November 25, 2015
Affordable New York
I just came back from a great couple of exhibits at the Museum of the City of New York that would be of great interest to the readers of this blog. The first, Affordable New York: A Housing Legacy, provides a history and education of affordable housing programs that have been integral to the development of the City:
New York City has a long history of creating below-market housing for its residents. Today the city offers subsidized housing to families across a wide economic spectrum; more than 400,000 in public housing, and many more in privately or cooperatively owned apartments. With affordable housing a cornerstone of Mayor Bill de Blasio’s administration, New York’s housing legacy—often overlooked and little understood—is more relevant than ever.
Affordable New York traces over a century of affordable housing activism, documenting the ways in which reformers, policy makers, and activists have fought to transform their city. A focus on current and future housing initiatives demonstrates how New Yorkers continue to promote subsidized housing as a way to achieve diversity, neighborhood stability, and social justice.
The exhibit has a lot of good pictures that give a sense of the range of options that exist for affordable housing development. It also provides a condensed history of the NYC experience with subsidized housing.

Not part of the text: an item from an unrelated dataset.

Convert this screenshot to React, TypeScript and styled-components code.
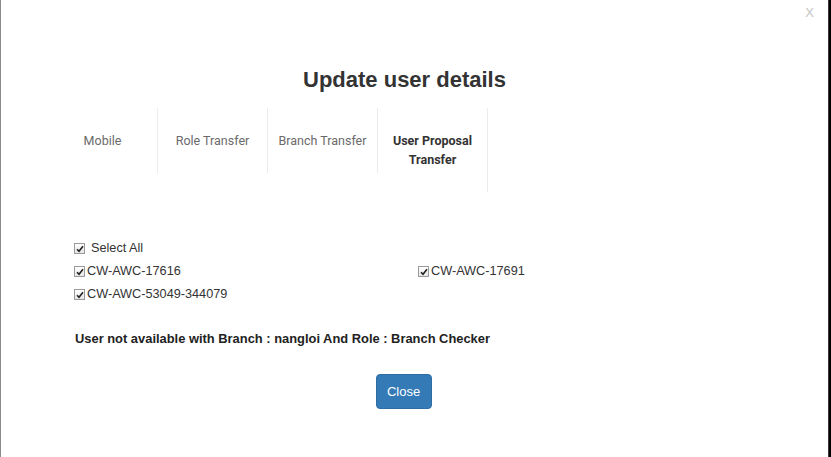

The other exhibit, Jacob A. Riis: Revealing New York’s Other Half, is a bit more somber, but when viewed in the context of the first it shows the great progress we have made in providing decent housing to a broader range of City residents:
Jacob Riis (1849-1914) was a pioneering newspaper reporter and social reformer in New York at the turn of the 20th century. His then-novel idea of using photographs of the city’s slums to illustrate the plight of impoverished residents established Riis as forerunner of modern photojournalism. Jacob A. Riis: Revealing New York’s Other Half features photographs by Riis and his contemporaries, as well as his handwritten journals and personal correspondence.
This is the first major retrospective of Riis’s photographic work in the U.S. since the City Museum’s seminal 1947 exhibition, The Battle with the Slum, and for the first time unites his photographs and his archive, which belongs to the Library of Congress and the New York Public Library.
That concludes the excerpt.